***** DATA SECTION *****
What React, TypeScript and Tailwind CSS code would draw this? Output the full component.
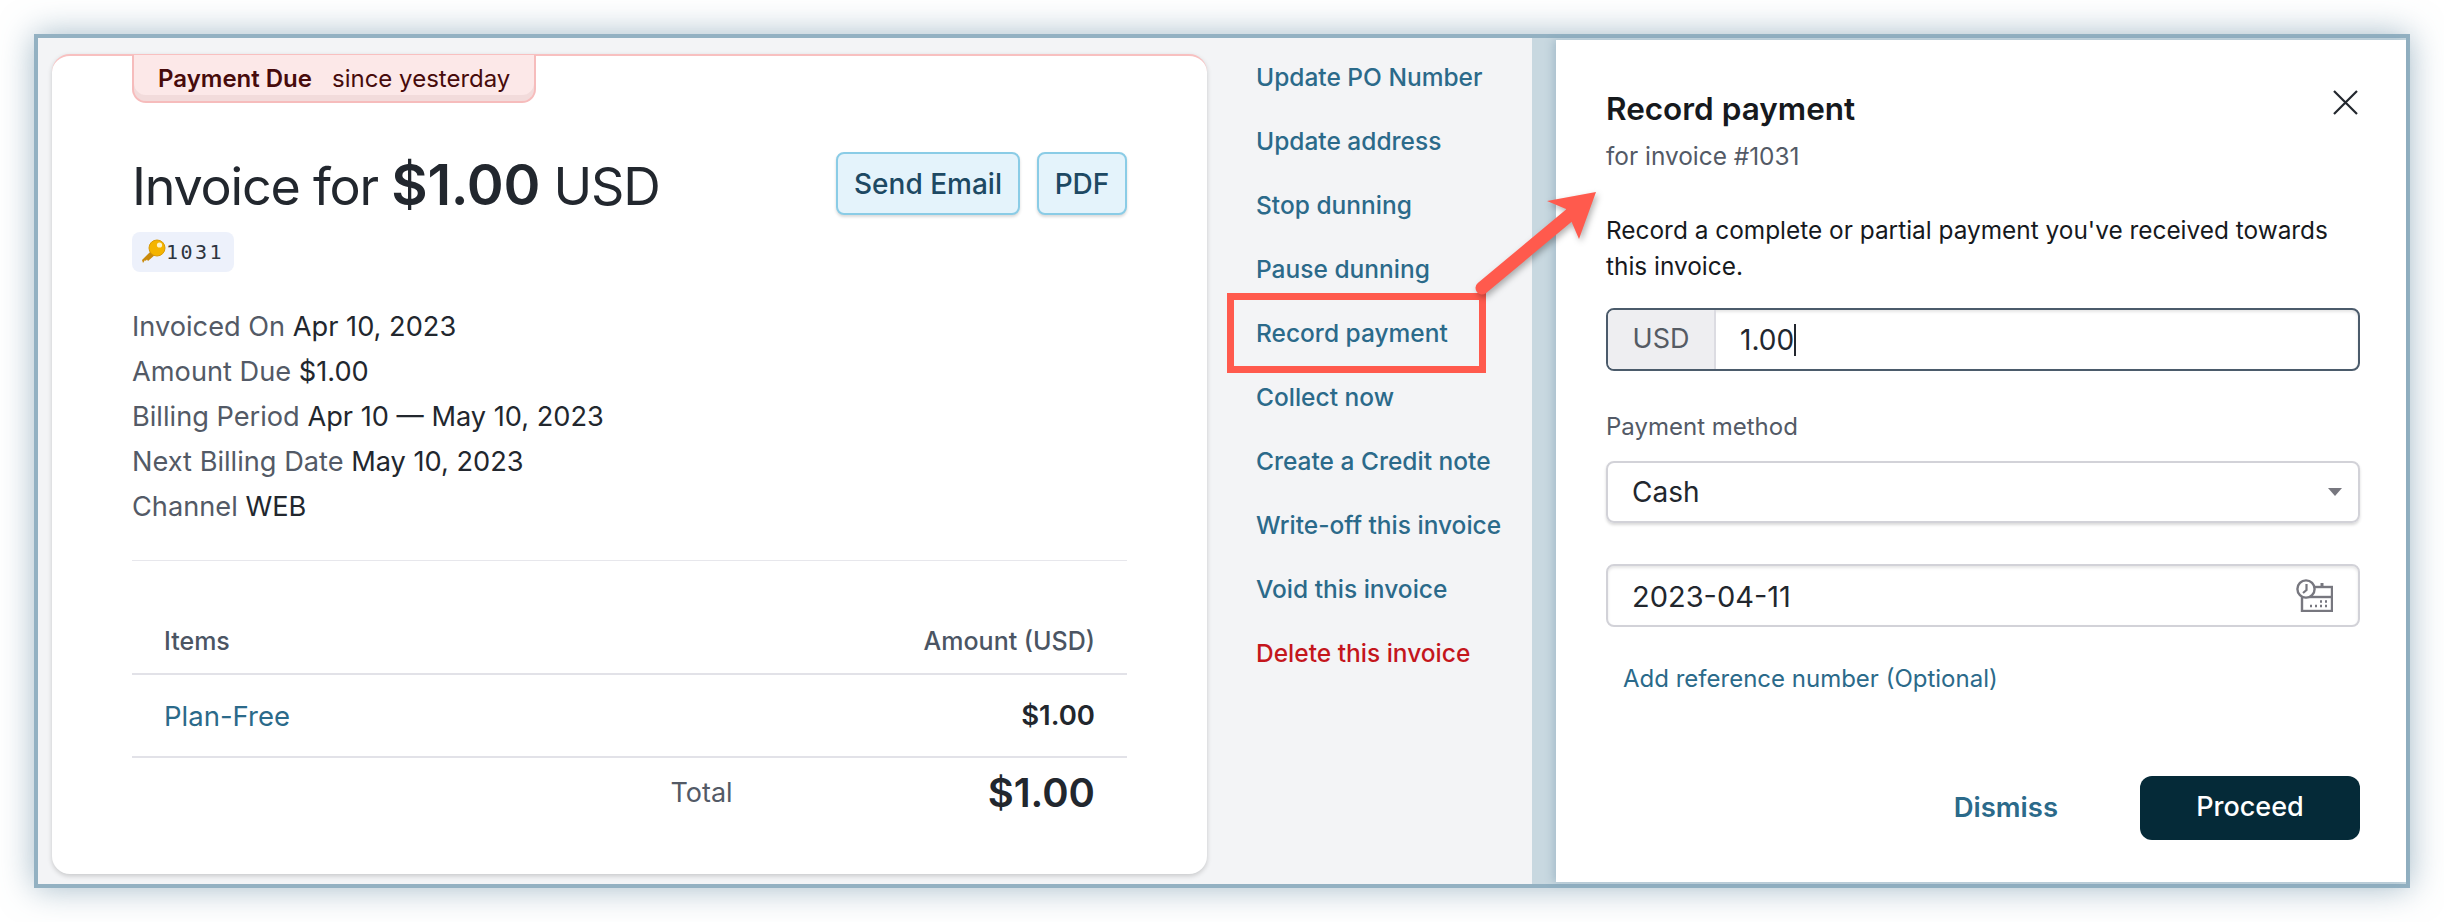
const details = [
  ["Invoiced On", "Apr 10, 2023"],
  ["Amount Due", "$1.00"],
  ["Billing Period", "Apr 10 — May 10, 2023"],
  ["Next Billing Date", "May 10, 2023"],
  ["Channel", "WEB"],
];

const actions = [
  "Update PO Number",
  "Update address",
  "Stop dunning",
  "Pause dunning",
  "Record payment",
  "Collect now",
  "Create a Credit note",
  "Write-off this invoice",
  "Void this invoice",
];

const KeyIcon = () => (
  <svg width="26" height="26" viewBox="0 0 26 26">
    <path d="M3 24 L2 21 L12 11 L16 15 L8 22 L7 20.5 L5.5 22 L5 21 Z" fill="#c98a0a" />
    <circle cx="17" cy="9" r="8" fill="#f4b400" />
    <circle cx="17" cy="9" r="8" fill="none" stroke="#d99a06" strokeWidth="1" />
    <circle cx="19.5" cy="6" r="2.6" fill="#fff4c8" />
  </svg>
);

const DateIcon = () => (
  <svg width="37" height="33" viewBox="0 0 37 33" fill="none" stroke="#77777f">
    <rect x="6" y="8" width="30" height="24" strokeWidth="2.4" />
    <path d="M6 18h30" strokeWidth="2.4" />
    <path d="M26 4v5" strokeWidth="3" />
    <circle cx="10" cy="10" r="8.6" fill="#fff" strokeWidth="2.4" />
    <path d="M10.5 5v6L7 14" strokeWidth="2.2" />
    <path d="M14 27h2M19 27h2M24 27h2M29 27h2M24 22.5h2M29 22.5h2" strokeWidth="2.4" />
  </svg>
);

const Annotation = () => (
  <svg className="absolute left-[1220px] top-[180px]" width="390" height="200" viewBox="0 0 390 200" fill="none">
    <rect x="10.5" y="116.5" width="252" height="73" stroke="#ff5a4d" strokeWidth="7" />
    <g className="drop-shadow-[2px_3px_3px_rgba(0,0,0,0.3)]">
      <path d="M262 108 L352 33" stroke="#ff5a4d" strokeWidth="13" strokeLinecap="round" />
      <path d="M376 12 L327 21 L346 29 L359 59 Z" fill="#ff5a4d" />
    </g>
  </svg>
);

export default function App() {
  return (
    <div className="relative w-[2444px] h-[922px] bg-white pl-[34px] pt-[34px] font-[Inter,sans-serif] text-[#22272e]">
      <div className="flex w-[2376px] h-[854px] border-4 border-[#93b1c2] bg-[#f3f4f6] shadow-[0_0_32px_rgba(90,130,155,0.55)]">
        <div className="flex flex-1">
          <div className="ml-[14px] mt-[16px] w-[1155px] h-[820px] shrink-0 rounded-[18px] border-t-2 border-[#f8c0c0] bg-white px-[80px] shadow-[0_2px_5px_rgba(0,0,0,0.18)]">
            <div className="inline-flex h-[48px] w-[404px] -mt-px items-center gap-[20px] rounded-b-[14px] border-x-2 border-b-2 border-[#f6bcbc] bg-[#fce8e8] pl-[24px] pt-[1px] text-[24px] text-[#470b0b] shadow-[inset_0_-6px_0_rgba(120,60,60,0.07)]">
              <span className="font-semibold">Payment Due</span>
              <span>since yesterday</span>
            </div>

            <div className="mt-[49px] flex h-[63px] items-center justify-between">
              <h1 className="pt-[3px] text-[52px] tracking-[-1.2px]">
                Invoice for <span className="text-[56px] font-semibold tracking-[-0.3px]">$1.00</span> USD
              </h1>
              <div className="flex gap-[17px]">
                <button className="h-[63px] w-[184px] rounded-[8px] border-2 border-[#8accE6] bg-[#e4f3fb] text-[28px] font-medium text-[#1d4963] shadow-[0_2px_3px_rgba(0,0,0,0.15)]">Send Email</button>
                <button className="h-[63px] w-[90px] rounded-[8px] border-2 border-[#8accE6] bg-[#e4f3fb] text-[28px] font-medium text-[#1d4963] shadow-[0_2px_3px_rgba(0,0,0,0.15)]">PDF</button>
              </div>
            </div>

            <div className="mt-[17px] flex h-[40px] w-[102px] items-center rounded-[8px] bg-[#edf1fb] pl-[8px] font-['DejaVu_Sans_Mono',monospace] text-[20px] text-[#2e3540]">
              <KeyIcon />
              <span className="tracking-[2.5px]">1031</span>
            </div>

            <div className="mt-[32px] border-b border-[#e7e7ec] pb-[31px]">
              {details.map(([label, value]) => (
                <div key={label} className="h-[45px] text-[27.2px] leading-[45px]">
                  <span className="text-[#535a66]">{label}</span> {value}
                </div>
              ))}
            </div>

            <div className="mt-[50px] flex h-[64px] items-center justify-between border-b-2 border-[#e2e2e8] px-[32px] text-[25px] font-medium text-[#4b5563]">
              <span>Items</span>
              <span>Amount (USD)</span>
            </div>
            <div className="flex h-[83px] items-center justify-between border-b-2 border-[#e2e2e8] px-[32px]">
              <span className="mt-[2px] text-[27.5px] text-[#2b6a8a]">Plan-Free</span>
              <span className="text-[27.5px] font-semibold">$1.00</span>
            </div>
            <div className="flex h-[70px] items-center justify-end px-[32px]">
              <span className="mr-[255px] text-[27px] text-[#535a66]">Total</span>
              <span className="text-[40px] font-semibold">$1.00</span>
            </div>
          </div>

          <ul className="ml-[49px] mt-[19px] text-[24.5px] font-medium text-[#2b6a8a]">
            {actions.map((action) => (
              <li key={action} className="h-[64px] leading-[40px] whitespace-nowrap">{action}</li>
            ))}
            <li className="h-[64px] leading-[40px] text-[#c4161c]">Delete this invoice</li>
          </ul>
        </div>

        <div className="flex h-full w-[874px] shrink-0 bg-[#c8d8e0] py-[2px] pl-[24px]">
          <div className="flex-1 bg-white pl-[50px] pr-[46px] pt-[48px] shadow-[-3px_0_8px_rgba(90,130,155,0.3)]">
            <div className="flex items-start justify-between">
              <h2 className="text-[31.5px] font-semibold leading-[42px] text-[#16191d]">Record payment</h2>
              <svg className="mt-[2px] mr-[2px]" width="25" height="25" viewBox="0 0 25 25" stroke="#22272e" strokeWidth="2.2">
                <path d="M1 1l23 23M24 1L1 24" />
              </svg>
            </div>
            <p className="mt-[11px] text-[24.4px] leading-[30px] text-[#535a66]">for invoice #1031</p>
            <p className="mt-[41px] text-[24.4px] leading-[36px] text-[#16191d]">
              Record a complete or partial payment you've received towards this invoice.
            </p>

            <div className="mt-[24px] flex h-[63px] overflow-hidden rounded-[8px] border-2 border-[#4b5b6b] shadow-[inset_0_2px_3px_rgba(0,0,0,0.1)]">
              <div className="flex w-[108px] items-center justify-center border-r-2 border-[#dcdce2] bg-[#eeeef1] text-[27px] text-[#555b64]">USD</div>
              <div className="flex items-center pl-[24px] text-[28px]">
                1.00<span className="h-[32px] w-[2px] bg-[#22272e]"></span>
              </div>
            </div>

            <label className="mt-[41px] block text-[24px] leading-[30px] text-[#535a66]">Payment method</label>
            <div className="mt-[19px] flex h-[62px] items-center justify-between rounded-[8px] border-2 border-[#d2d2d8] pl-[24px] pr-[16px] text-[28px] shadow-[0_2px_3px_rgba(0,0,0,0.15)]">
              Cash
              <span className="h-0 w-0 border-x-[7px] border-t-[8px] border-x-transparent border-t-[#77777f]"></span>
            </div>

            <div className="mt-[41px] flex h-[63px] items-center justify-between rounded-[8px] border-2 border-[#d2d2d8] pl-[24px] pr-[25px] text-[29px] shadow-[inset_0_2px_3px_rgba(0,0,0,0.1)]">
              <span className="mt-[2px]">2023-04-11</span>
              <DateIcon />
            </div>

            <a className="ml-[17px] mt-[37px] block text-[24px] leading-[30px] text-[#2b6a8a]">Add reference number (Optional)</a>

            <div className="mt-[82px] flex items-center justify-end">
              <button className="mr-[82px] text-[27.5px] font-semibold text-[#2b6a8a]">Dismiss</button>
              <button className="h-[64px] w-[220px] rounded-[12px] bg-[#052a38] pb-[2px] text-[27px] font-medium text-white">Proceed</button>
            </div>
          </div>
        </div>
      </div>
      <Annotation />
    </div>
  );
}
*****
TASK TO COMPLETE:
What is the number of lines that hold the string "full"? Give it alone.

EXERCISE RESPONSE:
2